Se si tratta di sfogarsi, e’ un conto. Altrimenti sembra solo che vi sia troppa carne al fuoco per poi arrivare, come al solito, a che ve ne sia troppo poca, e sempre la solita.
Da piu’ di trent’anni , e prima dell’Inghilterra proprio a partire dall’Italia, oramai lo statalismo e’ il nemico numero uno. E non nelle quisquiglie delle multe, ma nella struttura economica di fondo, e cioe’ nella proprieta’ privata dei mezzi di produzione. Sono piu’ di trent’anni che gli Stati nazionali vengono depauperati in nome di sovrannazionalita’ moralmente piu’ alte e nel nome del piu’ equipaggiato mercato globalizzato delle multinazionali . E tutto andrebbe bene se non fosse che questo nuovo, presunto, liberismo non avesse riprodotto esattamente la stessa catastrofe degli anni 20, una crisi di sovrapproduzione. Non c’e’ piu’ lavoro, e soprattutto per i giovani, non per colpa degli stati, che non contano piu’ un cavolo, e da un bel pezzo, ma perche’ l’attuale struttura economica globalizzata non funziona, e in maniera alquanto vistosa.
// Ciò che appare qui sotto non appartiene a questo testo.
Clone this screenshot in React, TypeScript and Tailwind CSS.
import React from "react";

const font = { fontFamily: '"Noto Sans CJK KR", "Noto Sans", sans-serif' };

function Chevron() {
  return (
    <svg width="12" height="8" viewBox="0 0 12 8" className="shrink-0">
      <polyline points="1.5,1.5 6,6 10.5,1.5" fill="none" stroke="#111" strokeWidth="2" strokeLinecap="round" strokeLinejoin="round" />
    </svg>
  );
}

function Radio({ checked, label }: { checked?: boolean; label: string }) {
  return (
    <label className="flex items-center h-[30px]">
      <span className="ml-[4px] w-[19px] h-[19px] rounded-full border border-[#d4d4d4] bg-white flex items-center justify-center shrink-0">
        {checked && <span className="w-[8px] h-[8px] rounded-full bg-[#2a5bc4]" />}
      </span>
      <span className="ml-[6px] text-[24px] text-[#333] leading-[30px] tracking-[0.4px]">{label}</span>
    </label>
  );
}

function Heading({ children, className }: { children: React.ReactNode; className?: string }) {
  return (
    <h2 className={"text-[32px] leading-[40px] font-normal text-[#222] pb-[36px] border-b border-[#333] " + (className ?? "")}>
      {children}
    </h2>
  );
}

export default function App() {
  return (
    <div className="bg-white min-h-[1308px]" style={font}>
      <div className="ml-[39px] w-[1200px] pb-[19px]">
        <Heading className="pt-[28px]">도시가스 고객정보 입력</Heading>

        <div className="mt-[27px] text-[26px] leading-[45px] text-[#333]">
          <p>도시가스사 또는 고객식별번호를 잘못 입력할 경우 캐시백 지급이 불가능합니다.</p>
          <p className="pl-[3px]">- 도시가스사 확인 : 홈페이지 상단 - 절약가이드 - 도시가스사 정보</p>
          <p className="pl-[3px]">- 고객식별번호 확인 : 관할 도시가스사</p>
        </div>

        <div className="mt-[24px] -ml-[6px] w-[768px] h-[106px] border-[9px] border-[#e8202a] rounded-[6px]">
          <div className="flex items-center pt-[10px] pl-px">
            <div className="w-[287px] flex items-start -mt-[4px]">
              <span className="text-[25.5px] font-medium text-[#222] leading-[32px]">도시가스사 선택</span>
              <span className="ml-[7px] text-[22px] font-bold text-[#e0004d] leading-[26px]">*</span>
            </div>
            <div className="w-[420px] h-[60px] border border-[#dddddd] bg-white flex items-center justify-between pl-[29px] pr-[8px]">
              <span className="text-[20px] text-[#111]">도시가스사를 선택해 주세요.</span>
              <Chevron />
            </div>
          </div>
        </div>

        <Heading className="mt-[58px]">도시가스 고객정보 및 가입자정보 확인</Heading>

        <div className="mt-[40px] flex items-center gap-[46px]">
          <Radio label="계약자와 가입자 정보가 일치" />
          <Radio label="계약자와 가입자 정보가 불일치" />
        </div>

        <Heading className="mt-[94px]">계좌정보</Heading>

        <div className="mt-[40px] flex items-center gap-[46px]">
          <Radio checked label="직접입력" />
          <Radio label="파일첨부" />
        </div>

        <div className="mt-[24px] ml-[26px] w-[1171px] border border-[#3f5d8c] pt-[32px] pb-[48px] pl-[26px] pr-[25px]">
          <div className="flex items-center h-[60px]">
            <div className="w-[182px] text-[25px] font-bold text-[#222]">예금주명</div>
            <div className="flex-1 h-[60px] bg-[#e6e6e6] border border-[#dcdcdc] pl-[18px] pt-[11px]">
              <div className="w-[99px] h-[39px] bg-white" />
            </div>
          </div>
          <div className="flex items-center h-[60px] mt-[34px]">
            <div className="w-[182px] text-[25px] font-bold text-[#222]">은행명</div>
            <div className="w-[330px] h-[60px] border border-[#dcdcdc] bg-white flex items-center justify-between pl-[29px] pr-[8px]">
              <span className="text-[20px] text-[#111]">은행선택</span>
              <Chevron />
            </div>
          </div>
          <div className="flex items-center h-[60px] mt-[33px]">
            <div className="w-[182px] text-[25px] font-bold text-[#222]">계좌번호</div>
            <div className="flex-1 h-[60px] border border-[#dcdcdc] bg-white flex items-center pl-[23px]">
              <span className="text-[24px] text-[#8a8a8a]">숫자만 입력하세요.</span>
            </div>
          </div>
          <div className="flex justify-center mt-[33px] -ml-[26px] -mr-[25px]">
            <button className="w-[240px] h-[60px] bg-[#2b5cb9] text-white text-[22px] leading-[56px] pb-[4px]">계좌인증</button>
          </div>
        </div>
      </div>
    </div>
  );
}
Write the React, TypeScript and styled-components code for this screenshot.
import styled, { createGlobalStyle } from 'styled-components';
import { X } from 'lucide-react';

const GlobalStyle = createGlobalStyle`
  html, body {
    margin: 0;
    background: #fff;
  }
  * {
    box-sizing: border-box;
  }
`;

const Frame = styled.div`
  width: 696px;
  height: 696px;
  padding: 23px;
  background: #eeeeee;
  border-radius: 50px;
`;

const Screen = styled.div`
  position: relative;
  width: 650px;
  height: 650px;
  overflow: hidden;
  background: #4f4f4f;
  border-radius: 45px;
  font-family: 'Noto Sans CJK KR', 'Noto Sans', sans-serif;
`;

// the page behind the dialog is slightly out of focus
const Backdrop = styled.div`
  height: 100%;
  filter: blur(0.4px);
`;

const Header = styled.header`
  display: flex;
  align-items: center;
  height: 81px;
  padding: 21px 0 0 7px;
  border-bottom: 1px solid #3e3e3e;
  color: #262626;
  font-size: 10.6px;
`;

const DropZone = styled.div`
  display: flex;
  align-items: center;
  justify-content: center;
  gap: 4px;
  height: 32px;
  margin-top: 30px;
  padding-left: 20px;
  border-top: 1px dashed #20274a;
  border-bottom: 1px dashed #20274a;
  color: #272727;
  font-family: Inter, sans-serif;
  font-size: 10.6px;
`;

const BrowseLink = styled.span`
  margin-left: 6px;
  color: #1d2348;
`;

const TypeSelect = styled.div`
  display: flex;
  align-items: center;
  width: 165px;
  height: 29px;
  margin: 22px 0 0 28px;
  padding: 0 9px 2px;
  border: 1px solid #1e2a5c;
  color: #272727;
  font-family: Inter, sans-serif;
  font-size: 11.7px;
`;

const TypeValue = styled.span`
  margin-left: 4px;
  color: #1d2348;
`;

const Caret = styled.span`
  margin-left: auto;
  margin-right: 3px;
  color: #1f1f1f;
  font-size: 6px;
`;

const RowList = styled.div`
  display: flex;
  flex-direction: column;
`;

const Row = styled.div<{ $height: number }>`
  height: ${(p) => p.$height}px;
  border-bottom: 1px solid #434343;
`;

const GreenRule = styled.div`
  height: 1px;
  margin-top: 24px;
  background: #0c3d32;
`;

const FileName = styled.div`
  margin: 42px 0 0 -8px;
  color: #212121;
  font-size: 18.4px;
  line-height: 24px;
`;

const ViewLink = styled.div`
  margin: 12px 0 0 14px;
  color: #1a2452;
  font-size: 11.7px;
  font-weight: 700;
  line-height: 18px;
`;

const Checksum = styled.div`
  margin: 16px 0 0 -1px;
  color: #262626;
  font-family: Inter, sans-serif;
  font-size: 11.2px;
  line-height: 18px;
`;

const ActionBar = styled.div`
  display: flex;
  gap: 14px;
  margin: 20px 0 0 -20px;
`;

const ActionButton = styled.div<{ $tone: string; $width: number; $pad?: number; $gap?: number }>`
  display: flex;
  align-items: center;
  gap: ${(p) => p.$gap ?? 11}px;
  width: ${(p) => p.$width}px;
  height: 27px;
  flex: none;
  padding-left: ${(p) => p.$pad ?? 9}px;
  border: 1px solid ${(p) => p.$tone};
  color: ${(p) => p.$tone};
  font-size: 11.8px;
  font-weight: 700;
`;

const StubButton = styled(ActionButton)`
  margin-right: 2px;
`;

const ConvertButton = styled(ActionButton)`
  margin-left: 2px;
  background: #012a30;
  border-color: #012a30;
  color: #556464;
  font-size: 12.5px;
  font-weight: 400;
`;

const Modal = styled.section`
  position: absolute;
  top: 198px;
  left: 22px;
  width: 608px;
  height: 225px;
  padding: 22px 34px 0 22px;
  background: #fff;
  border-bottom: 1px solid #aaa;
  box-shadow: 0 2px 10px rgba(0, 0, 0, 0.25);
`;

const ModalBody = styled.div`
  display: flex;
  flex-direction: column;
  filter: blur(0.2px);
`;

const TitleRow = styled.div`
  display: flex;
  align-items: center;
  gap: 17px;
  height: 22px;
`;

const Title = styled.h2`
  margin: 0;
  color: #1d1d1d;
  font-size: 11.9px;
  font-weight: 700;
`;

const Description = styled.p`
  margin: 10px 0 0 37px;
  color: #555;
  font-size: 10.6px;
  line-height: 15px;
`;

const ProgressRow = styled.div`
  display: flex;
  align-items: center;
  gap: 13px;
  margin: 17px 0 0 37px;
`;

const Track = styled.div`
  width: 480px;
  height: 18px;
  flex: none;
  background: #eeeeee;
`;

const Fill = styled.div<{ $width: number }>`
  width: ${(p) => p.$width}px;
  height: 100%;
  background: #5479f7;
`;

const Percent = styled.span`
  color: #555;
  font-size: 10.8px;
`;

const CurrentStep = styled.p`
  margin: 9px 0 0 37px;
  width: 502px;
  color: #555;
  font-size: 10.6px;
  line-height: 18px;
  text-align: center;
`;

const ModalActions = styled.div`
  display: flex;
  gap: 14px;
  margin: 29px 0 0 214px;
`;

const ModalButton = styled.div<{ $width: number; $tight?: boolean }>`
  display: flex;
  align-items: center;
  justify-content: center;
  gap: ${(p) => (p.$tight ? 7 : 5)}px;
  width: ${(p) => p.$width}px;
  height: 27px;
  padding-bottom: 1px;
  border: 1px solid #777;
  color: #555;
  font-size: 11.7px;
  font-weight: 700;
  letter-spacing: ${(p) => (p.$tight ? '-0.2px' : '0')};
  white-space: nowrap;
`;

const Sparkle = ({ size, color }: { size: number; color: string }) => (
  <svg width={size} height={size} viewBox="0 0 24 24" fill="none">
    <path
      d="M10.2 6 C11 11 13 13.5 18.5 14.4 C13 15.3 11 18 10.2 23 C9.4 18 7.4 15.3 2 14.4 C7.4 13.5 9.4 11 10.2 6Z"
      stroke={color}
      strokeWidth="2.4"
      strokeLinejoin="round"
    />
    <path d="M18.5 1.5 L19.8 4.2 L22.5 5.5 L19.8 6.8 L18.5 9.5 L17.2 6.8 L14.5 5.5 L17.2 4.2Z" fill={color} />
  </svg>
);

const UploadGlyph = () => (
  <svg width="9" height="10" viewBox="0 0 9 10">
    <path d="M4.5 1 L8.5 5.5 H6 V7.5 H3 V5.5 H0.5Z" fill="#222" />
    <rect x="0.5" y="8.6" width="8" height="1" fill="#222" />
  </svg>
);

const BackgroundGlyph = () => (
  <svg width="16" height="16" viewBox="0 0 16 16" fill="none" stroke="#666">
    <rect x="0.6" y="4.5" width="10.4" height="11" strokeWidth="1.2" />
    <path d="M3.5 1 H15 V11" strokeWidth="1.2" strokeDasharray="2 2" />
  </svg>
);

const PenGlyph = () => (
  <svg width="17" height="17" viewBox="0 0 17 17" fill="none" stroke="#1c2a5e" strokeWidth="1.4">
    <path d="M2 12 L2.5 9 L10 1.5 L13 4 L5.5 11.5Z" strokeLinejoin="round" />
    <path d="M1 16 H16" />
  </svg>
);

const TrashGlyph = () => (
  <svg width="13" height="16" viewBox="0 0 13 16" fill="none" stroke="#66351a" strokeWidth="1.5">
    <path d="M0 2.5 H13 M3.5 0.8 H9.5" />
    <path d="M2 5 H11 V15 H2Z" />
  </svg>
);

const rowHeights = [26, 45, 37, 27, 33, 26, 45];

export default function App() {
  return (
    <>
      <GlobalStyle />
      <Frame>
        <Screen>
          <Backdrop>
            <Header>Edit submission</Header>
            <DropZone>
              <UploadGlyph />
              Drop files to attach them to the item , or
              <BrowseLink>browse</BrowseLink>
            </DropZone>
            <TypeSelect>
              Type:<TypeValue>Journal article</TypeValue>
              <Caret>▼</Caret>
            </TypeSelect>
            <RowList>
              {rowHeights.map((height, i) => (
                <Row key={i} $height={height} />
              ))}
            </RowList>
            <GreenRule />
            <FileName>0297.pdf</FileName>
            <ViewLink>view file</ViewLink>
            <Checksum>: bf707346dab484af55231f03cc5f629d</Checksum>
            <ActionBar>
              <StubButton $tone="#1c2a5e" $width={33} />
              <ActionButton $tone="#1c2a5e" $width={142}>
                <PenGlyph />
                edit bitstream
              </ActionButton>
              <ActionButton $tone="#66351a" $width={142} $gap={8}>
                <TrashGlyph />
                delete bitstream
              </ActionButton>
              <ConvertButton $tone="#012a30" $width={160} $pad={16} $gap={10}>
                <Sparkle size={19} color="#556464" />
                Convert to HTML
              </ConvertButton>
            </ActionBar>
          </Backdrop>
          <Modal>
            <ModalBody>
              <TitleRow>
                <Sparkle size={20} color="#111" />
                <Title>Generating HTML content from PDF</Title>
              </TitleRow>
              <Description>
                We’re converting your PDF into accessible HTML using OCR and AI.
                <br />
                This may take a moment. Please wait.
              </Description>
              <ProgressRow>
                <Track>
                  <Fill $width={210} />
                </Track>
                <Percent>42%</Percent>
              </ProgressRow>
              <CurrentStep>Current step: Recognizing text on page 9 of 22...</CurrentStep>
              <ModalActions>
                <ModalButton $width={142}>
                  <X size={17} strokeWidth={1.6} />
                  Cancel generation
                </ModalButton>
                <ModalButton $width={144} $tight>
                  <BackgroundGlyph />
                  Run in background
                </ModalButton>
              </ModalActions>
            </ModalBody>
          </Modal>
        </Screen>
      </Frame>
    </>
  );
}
A Canossa gli Enrichi Quinti fanno la fila sol perche’ sperano che gli si risolva il rebus disperato, ma cosa mai puo’ dare piu’ la vacca munta dello Stato e’ un mistero piu’ fitto di quello di Fatima.
A me uno stato che mi preleva il 50% del mio reddito per spenderlo con criteri spesso oscuri e imperscrutabili e mi dice come devo spendere il rimanente 50% sembra che conti ancora qualcosa, no? Non voglio che mi dia niente, mi basta prenda un po’ di meno; più che vacca sembra un vorace Minotauro.
La UE, con un bilancio, in gran parte riversato direttamente agli Stati mediante i fondi regionali e la politica agricola al confronto seùra piuttosto una zanzara. Quanto ai parametri, deliranti o meno, la UE è solo uno specchio che riflette i voleri degli stessi stati, un grammofono che ripete “la voce del padrone”: quando i politici nazionali non hanno il coraggio o la voglia di porre rimedio agli sprechi che essi stesso hanno deciso e eseguito, se lo fanno imporre dalla UE, in modo da non assumersene la responsabità politica: “Camilla, rimetti in ordina la tua camera, è l’Europa che ce lo chiede – Pierino lavati anche dietro le orecchie, lo prescrivono i parametri europei”.